Scam campaigns won't stop unless we do some or all of the following:

  • Make inclusion of a media plan mandatory in every creative award entry, and use it as part of the judging process.
  • Make effectiveness a larger part of scoring creative awards, to minimize the impact of creative which served no purpose.
  • Have the industry media (as Mumbrella announced in 2014) stop treating awards with such importance.
  • Have agencies reduce the importance of awards in hiring contracts and hiring decision.
  • Have agencies base award targets on their size and client base, not on past performance. (Otherwise success one year can leave an agency being unfairly criticised the next year.)
  • Make sure proper checks and balances are in place at agencies to stop scam entries.
  • Make sure award judges are given sufficient info about whether a 'Beta' product has been made available, and is capable of doing the job it actually is being awarded for.

Monday, June 06, 2016

Marketing Lies That Need to Die No.5 - Low Price + Service Charges Does NOT Equal Low Price

Image from Marketoonist, of course.
The other day I went to buy tickets to see one of my favourite bands. The tickets were $70 each.
My girlfriend and I didn't think this was bad for the size of band and venue, so we went online to buy them.

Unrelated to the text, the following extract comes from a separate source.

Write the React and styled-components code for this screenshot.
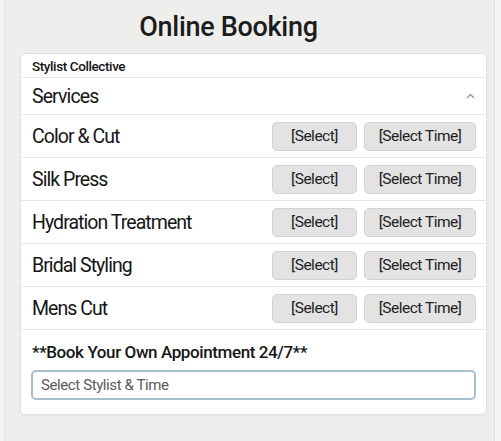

We selected standing, and went through to the second option, which was 'Ticket selection'. There were two options: 1. Let them send you a mobile ticket - Cost $9.80 per ticket. 2. Collect at the door - Cost $9.80.

Well I'm not quite sure how either of those cost $9.80, but we clicked on mobile tickets and went to the next stage.

There we entered our details and clicked to the total, whereby another $9.80 'service charge' was added. So our $140 tickets ended up totaling basically $170, and that was without using Credit Card, which would have invoked ANOTHER charge.

You know what we did? We cancelled and ended up not going, the extra charges were sufficient to reshape our perception of the gig cost.

Now I understand service companies have to make money, but given EVERY ticket company adds these charges, is it not better for everyone to show ticket prices including ALL charges?

Showing us artificially low prices just ends up creating grumpy customers in the short term, and puts people off attending events in the long term.

Would you go to the supermarket and be happy with Bananas costing $1.99, then getting to the counter and having a 'Delivery' charge and 'Customer Service' charge added on? Mind you, supermarkets do usually do the 'Buy one for $5 get one free' when the cost the week before was $3.50.

The desire to show low prices ends up hurting everybody in the end. Customers have an initial
bargain rush followed by an immense feeling of being treated like shit, and business lose both long term custom and profitability in a race to the bottom advertised price. My old agency tried to get one airline in the UK (a market whose service charges are particularly hated) to change their practices, and did a good job shifting them the right way until they got merged.

There's also the annoying 'permanent special offer' messaging, but I'll come to that another day...

This has happened in so many industries, but still companies are so addicted to low price at the expense of all long term sense. They know that people have a behavioural reaction to low prices, but they don't see the logic and impacts for the long term.

I've seen it first hand with FMCG brands resorting to 95% sales on discount because they are so frightened of having unit sales numbers drop... they then ask what they can do to improve their brand perceptions. Indeed I saw one brand who helped turned the entire category into a stream of constant discounts. This problem has also creeped it's way through to the world of gaming, where 'Free*' games dominate mobile downloads to such an extent that a whole generation of kids are growing thinking that all games are deliberately rigged to induce payments.

However. People aren't completely stupid, and we no longer live in an age where you could get away with only a little bit of shared frustration. Eventually these shitty business practices must come to an end... either that or someone else will come and reinvent your market like Uber or DollarShaveClub did with shoddy taxi company service and expensive blade replacements.